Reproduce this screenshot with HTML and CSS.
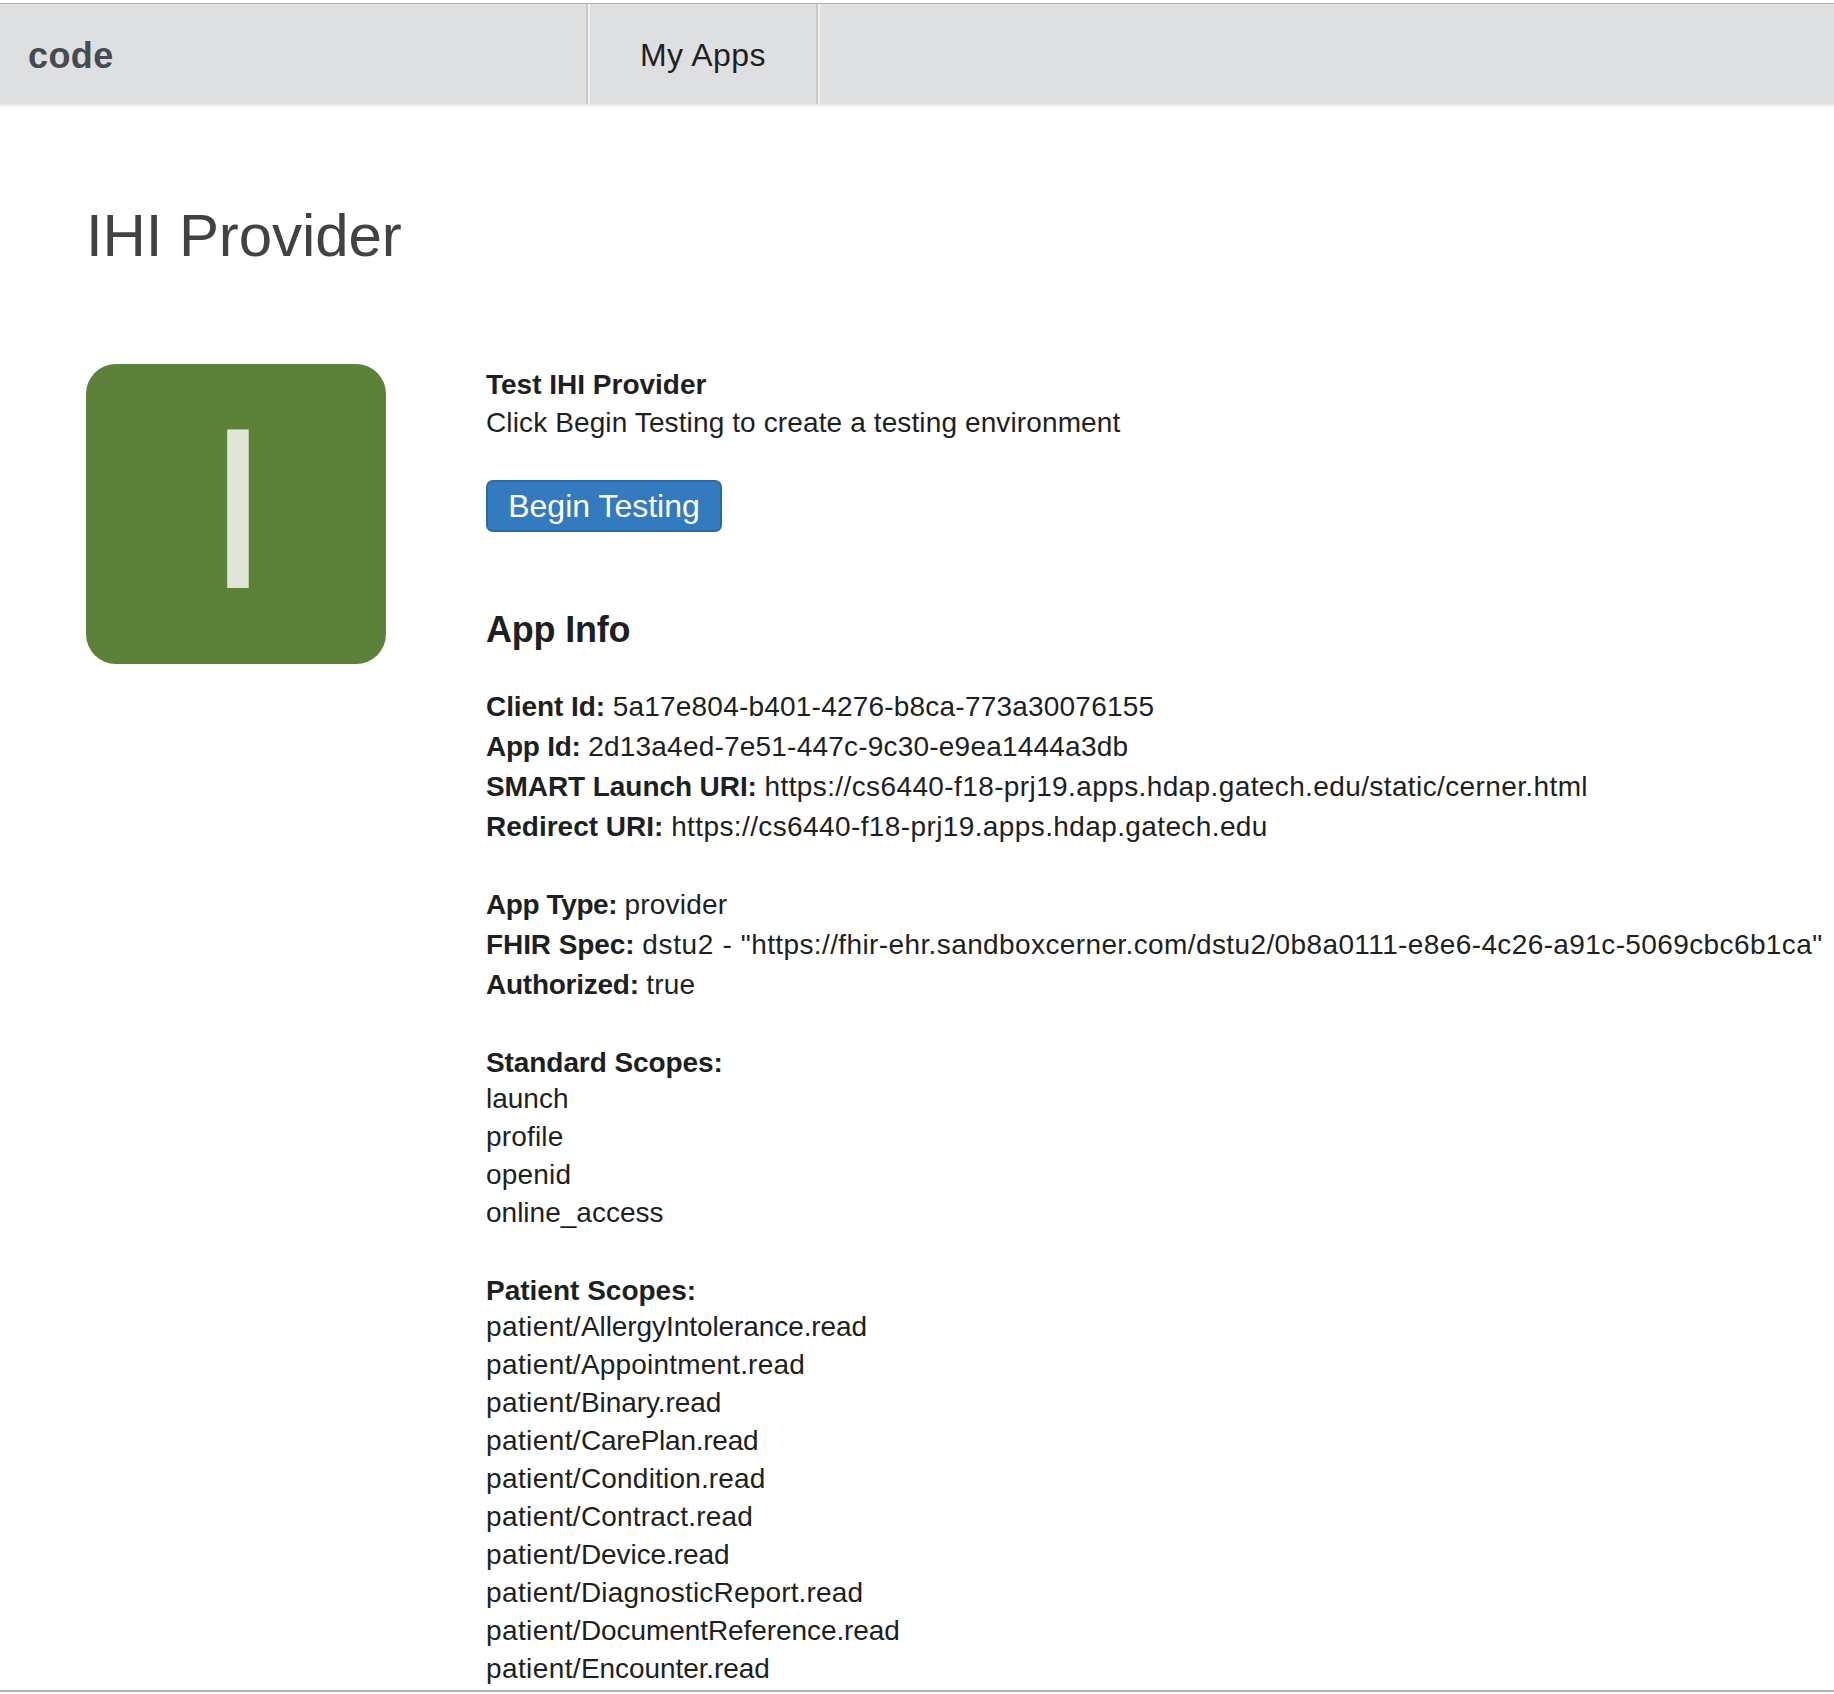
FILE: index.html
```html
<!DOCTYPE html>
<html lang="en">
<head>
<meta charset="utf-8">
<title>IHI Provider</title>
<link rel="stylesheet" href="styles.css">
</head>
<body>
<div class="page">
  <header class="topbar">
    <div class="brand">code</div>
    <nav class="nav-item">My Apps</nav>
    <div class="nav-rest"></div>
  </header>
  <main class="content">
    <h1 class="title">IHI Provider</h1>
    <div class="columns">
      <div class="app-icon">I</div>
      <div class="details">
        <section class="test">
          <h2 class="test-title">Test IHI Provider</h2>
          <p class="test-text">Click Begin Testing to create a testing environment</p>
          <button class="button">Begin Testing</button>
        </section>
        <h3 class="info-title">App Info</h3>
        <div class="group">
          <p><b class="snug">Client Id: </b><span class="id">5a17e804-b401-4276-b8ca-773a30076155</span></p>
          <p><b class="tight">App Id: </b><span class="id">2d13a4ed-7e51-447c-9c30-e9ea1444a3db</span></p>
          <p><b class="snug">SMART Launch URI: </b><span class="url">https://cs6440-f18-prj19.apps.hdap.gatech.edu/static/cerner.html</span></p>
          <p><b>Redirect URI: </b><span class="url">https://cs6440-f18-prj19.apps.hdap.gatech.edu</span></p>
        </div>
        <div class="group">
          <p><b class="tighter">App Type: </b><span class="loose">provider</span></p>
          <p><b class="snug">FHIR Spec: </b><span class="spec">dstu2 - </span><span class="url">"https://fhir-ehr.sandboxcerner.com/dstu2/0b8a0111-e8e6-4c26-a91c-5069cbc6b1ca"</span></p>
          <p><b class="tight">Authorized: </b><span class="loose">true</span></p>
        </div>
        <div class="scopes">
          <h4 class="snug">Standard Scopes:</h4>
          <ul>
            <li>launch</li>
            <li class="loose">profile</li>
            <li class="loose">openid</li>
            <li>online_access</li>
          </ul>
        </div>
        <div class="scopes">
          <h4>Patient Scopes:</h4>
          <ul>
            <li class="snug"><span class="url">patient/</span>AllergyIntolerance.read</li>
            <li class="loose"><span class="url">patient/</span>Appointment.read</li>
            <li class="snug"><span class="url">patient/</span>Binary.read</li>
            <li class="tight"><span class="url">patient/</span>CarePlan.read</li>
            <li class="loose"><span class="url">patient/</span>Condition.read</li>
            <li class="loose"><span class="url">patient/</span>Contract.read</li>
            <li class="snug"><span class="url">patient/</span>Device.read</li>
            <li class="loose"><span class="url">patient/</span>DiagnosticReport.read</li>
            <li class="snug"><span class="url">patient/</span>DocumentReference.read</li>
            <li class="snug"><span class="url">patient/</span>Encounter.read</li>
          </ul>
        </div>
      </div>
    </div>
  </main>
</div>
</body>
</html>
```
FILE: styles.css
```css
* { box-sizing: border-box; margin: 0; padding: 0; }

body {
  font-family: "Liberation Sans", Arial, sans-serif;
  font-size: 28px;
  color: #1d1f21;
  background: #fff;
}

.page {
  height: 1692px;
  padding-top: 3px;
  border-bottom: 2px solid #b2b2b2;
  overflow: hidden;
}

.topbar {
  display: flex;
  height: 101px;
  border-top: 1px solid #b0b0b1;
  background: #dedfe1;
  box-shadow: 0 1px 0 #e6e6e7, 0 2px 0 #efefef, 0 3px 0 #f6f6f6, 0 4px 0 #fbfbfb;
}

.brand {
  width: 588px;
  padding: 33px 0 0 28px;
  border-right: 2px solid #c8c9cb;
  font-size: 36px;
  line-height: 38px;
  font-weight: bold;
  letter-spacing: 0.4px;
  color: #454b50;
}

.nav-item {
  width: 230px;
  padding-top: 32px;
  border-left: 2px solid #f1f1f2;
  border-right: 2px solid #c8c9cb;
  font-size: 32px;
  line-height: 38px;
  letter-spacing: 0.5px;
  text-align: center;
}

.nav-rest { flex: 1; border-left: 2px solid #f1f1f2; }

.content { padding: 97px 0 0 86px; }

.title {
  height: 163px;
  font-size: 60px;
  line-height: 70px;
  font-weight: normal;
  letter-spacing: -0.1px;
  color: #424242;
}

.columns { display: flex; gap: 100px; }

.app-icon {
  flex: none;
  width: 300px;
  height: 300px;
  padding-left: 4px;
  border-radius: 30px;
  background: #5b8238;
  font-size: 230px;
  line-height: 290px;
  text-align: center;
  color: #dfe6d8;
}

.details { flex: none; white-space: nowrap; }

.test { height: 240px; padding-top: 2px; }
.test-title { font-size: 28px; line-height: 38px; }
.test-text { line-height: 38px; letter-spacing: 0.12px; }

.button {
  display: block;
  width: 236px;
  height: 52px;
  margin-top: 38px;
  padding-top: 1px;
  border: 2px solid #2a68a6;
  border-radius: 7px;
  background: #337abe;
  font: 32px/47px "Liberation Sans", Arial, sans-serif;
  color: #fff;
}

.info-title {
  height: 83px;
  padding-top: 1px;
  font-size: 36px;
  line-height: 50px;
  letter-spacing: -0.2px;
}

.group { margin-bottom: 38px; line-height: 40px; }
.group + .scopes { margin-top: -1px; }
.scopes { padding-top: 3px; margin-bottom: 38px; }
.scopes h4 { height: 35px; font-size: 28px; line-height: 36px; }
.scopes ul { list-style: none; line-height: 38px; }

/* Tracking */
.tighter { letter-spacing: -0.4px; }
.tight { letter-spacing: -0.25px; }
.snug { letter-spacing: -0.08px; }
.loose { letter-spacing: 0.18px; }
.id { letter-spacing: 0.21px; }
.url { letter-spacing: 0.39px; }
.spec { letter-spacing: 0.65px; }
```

▬▬▬▬▬▬

Written task.
Reproduce the whole listing exactly, but not the images in it.

Result of the exercise.
Reproduce this screenshot with HTML and CSS.
FILE: index.html
```html
<!DOCTYPE html>
<html lang="en">
<head>
<meta charset="utf-8">
<title>IHI Provider</title>
<link rel="stylesheet" href="styles.css">
</head>
<body>
<div class="page">
  <header class="topbar">
    <div class="brand">code</div>
    <nav class="nav-item">My Apps</nav>
    <div class="nav-rest"></div>
  </header>
  <main class="content">
    <h1 class="title">IHI Provider</h1>
    <div class="columns">
      <div class="app-icon">I</div>
      <div class="details">
        <section class="test">
          <h2 class="test-title">Test IHI Provider</h2>
          <p class="test-text">Click Begin Testing to create a testing environment</p>
          <button class="button">Begin Testing</button>
        </section>
        <h3 class="info-title">App Info</h3>
        <div class="group">
          <p><b class="snug">Client Id: </b><span class="id">5a17e804-b401-4276-b8ca-773a30076155</span></p>
          <p><b class="tight">App Id: </b><span class="id">2d13a4ed-7e51-447c-9c30-e9ea1444a3db</span></p>
          <p><b class="snug">SMART Launch URI: </b><span class="url">https://cs6440-f18-prj19.apps.hdap.gatech.edu/static/cerner.html</span></p>
          <p><b>Redirect URI: </b><span class="url">https://cs6440-f18-prj19.apps.hdap.gatech.edu</span></p>
        </div>
        <div class="group">
          <p><b class="tighter">App Type: </b><span class="loose">provider</span></p>
          <p><b class="snug">FHIR Spec: </b><span class="spec">dstu2 - </span><span class="url">"https://fhir-ehr.sandboxcerner.com/dstu2/0b8a0111-e8e6-4c26-a91c-5069cbc6b1ca"</span></p>
          <p><b class="tight">Authorized: </b><span class="loose">true</span></p>
        </div>
        <div class="scopes">
          <h4 class="snug">Standard Scopes:</h4>
          <ul>
            <li>launch</li>
            <li class="loose">profile</li>
            <li class="loose">openid</li>
            <li>online_access</li>
          </ul>
        </div>
        <div class="scopes">
          <h4>Patient Scopes:</h4>
          <ul>
            <li class="snug"><span class="url">patient/</span>AllergyIntolerance.read</li>
            <li class="loose"><span class="url">patient/</span>Appointment.read</li>
            <li class="snug"><span class="url">patient/</span>Binary.read</li>
            <li class="tight"><span class="url">patient/</span>CarePlan.read</li>
            <li class="loose"><span class="url">patient/</span>Condition.read</li>
            <li class="loose"><span class="url">patient/</span>Contract.read</li>
            <li class="snug"><span class="url">patient/</span>Device.read</li>
            <li class="loose"><span class="url">patient/</span>DiagnosticReport.read</li>
            <li class="snug"><span class="url">patient/</span>DocumentReference.read</li>
            <li class="snug"><span class="url">patient/</span>Encounter.read</li>
          </ul>
        </div>
      </div>
    </div>
  </main>
</div>
</body>
</html>
```
FILE: styles.css
```css
* { box-sizing: border-box; margin: 0; padding: 0; }

body {
  font-family: "Liberation Sans", Arial, sans-serif;
  font-size: 28px;
  color: #1d1f21;
  background: #fff;
}

.page {
  height: 1692px;
  padding-top: 3px;
  border-bottom: 2px solid #b2b2b2;
  overflow: hidden;
}

.topbar {
  display: flex;
  height: 101px;
  border-top: 1px solid #b0b0b1;
  background: #dedfe1;
  box-shadow: 0 1px 0 #e6e6e7, 0 2px 0 #efefef, 0 3px 0 #f6f6f6, 0 4px 0 #fbfbfb;
}

.brand {
  width: 588px;
  padding: 33px 0 0 28px;
  border-right: 2px solid #c8c9cb;
  font-size: 36px;
  line-height: 38px;
  font-weight: bold;
  letter-spacing: 0.4px;
  color: #454b50;
}

.nav-item {
  width: 230px;
  padding-top: 32px;
  border-left: 2px solid #f1f1f2;
  border-right: 2px solid #c8c9cb;
  font-size: 32px;
  line-height: 38px;
  letter-spacing: 0.5px;
  text-align: center;
}

.nav-rest { flex: 1; border-left: 2px solid #f1f1f2; }

.content { padding: 97px 0 0 86px; }

.title {
  height: 163px;
  font-size: 60px;
  line-height: 70px;
  font-weight: normal;
  letter-spacing: -0.1px;
  color: #424242;
}

.columns { display: flex; gap: 100px; }

.app-icon {
  flex: none;
  width: 300px;
  height: 300px;
  padding-left: 4px;
  border-radius: 30px;
  background: #5b8238;
  font-size: 230px;
  line-height: 290px;
  text-align: center;
  color: #dfe6d8;
}

.details { flex: none; white-space: nowrap; }

.test { height: 240px; padding-top: 2px; }
.test-title { font-size: 28px; line-height: 38px; }
.test-text { line-height: 38px; letter-spacing: 0.12px; }

.button {
  display: block;
  width: 236px;
  height: 52px;
  margin-top: 38px;
  padding-top: 1px;
  border: 2px solid #2a68a6;
  border-radius: 7px;
  background: #337abe;
  font: 32px/47px "Liberation Sans", Arial, sans-serif;
  color: #fff;
}

.info-title {
  height: 83px;
  padding-top: 1px;
  font-size: 36px;
  line-height: 50px;
  letter-spacing: -0.2px;
}

.group { margin-bottom: 38px; line-height: 40px; }
.group + .scopes { margin-top: -1px; }
.scopes { padding-top: 3px; margin-bottom: 38px; }
.scopes h4 { height: 35px; font-size: 28px; line-height: 36px; }
.scopes ul { list-style: none; line-height: 38px; }

/* Tracking */
.tighter { letter-spacing: -0.4px; }
.tight { letter-spacing: -0.25px; }
.snug { letter-spacing: -0.08px; }
.loose { letter-spacing: 0.18px; }
.id { letter-spacing: 0.21px; }
.url { letter-spacing: 0.39px; }
.spec { letter-spacing: 0.65px; }
```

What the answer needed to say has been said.